Ucas summer checklist helps Year 13 applicants start early
Families are being told to use the summer before Year 13 to start ucas preparation, with students encouraged to gather ideas gradually rather than wait until the autumn term. By the end of Year 12, they do not need perfectly polished applications.
The guidance points students toward a rough shortlist of universities that fit them academically and personally. It also says most schools encourage a sensible spread of aspirational, realistic and safer choices, giving families a framework before the pressure of Year 13 begins.
University choices and open days
Students are being urged to look beyond league tables and think about daily life at a university. The checklist asks them to weigh campus or city settings, distance from home, placements or study abroad opportunities, weekly contact hours and accommodation beyond the glossy photographs in a prospectus.
University open days are described as one of the most valuable parts of the process. Popular dates can fill quickly, especially accommodation tours and subject sessions, while many universities now run in-person open days, virtual tours and online subject webinars through the summer and autumn.
Personal statement work
The personal statement is one of the parts of the ucas process students tend to underestimate most. Most students draft, rewrite and rethink it several times, so starting with rough ideas over the summer gives them something to build on before Year 13 begins.

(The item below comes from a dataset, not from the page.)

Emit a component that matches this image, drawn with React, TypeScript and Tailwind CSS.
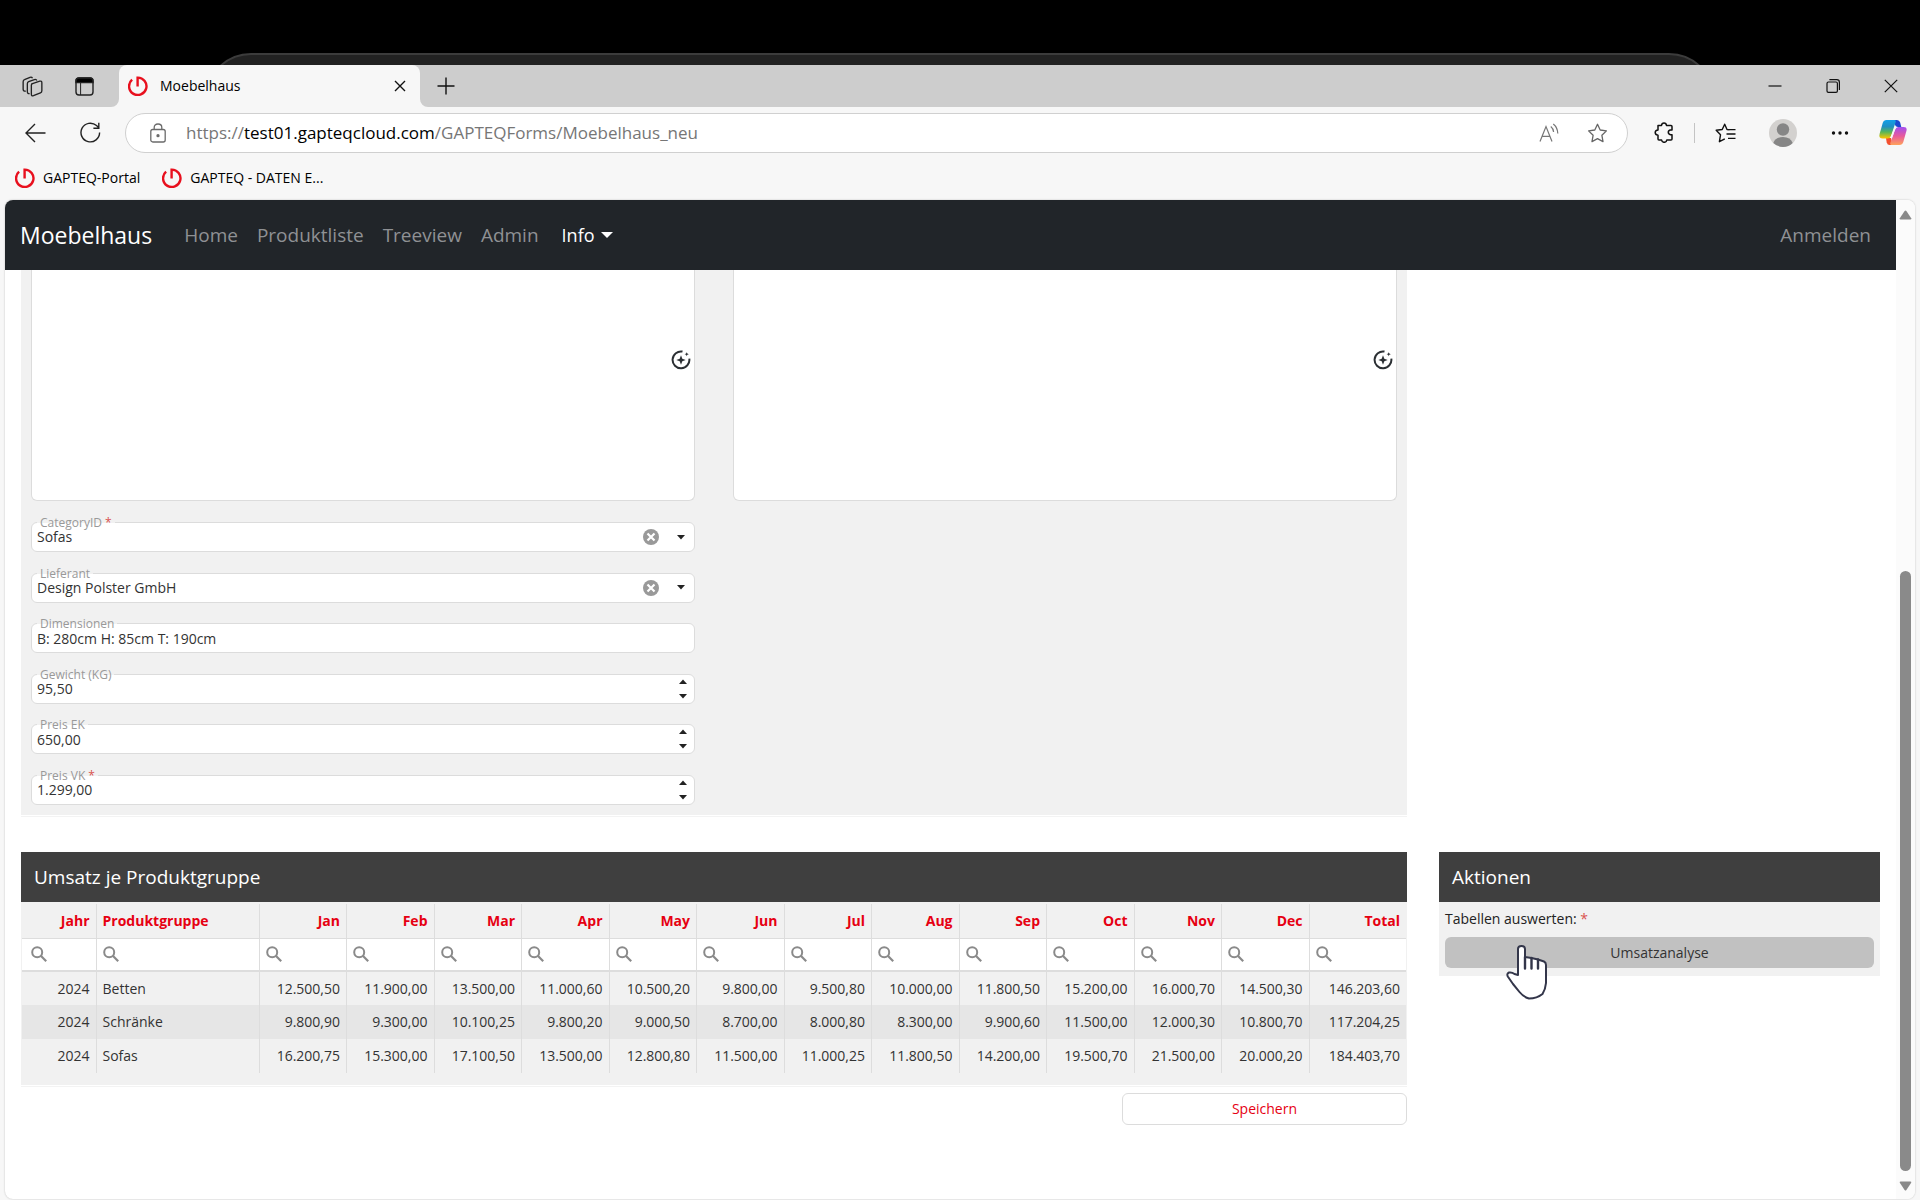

That early work matters for families trying to manage more than one moving part at once. The process can bring conversations about rankings, accommodation, student finance and course choices into the same decision, and the article says students may change their minds several times while researching universities.
Year 13 preparation
Families who use the summer to research courses, visit open days and collect personal statement ideas enter Year 13 with a shortlist and a clearer sense of fit. The immediate task is simple: start early, compare options carefully and leave enough time for revisions once school terms pick up again.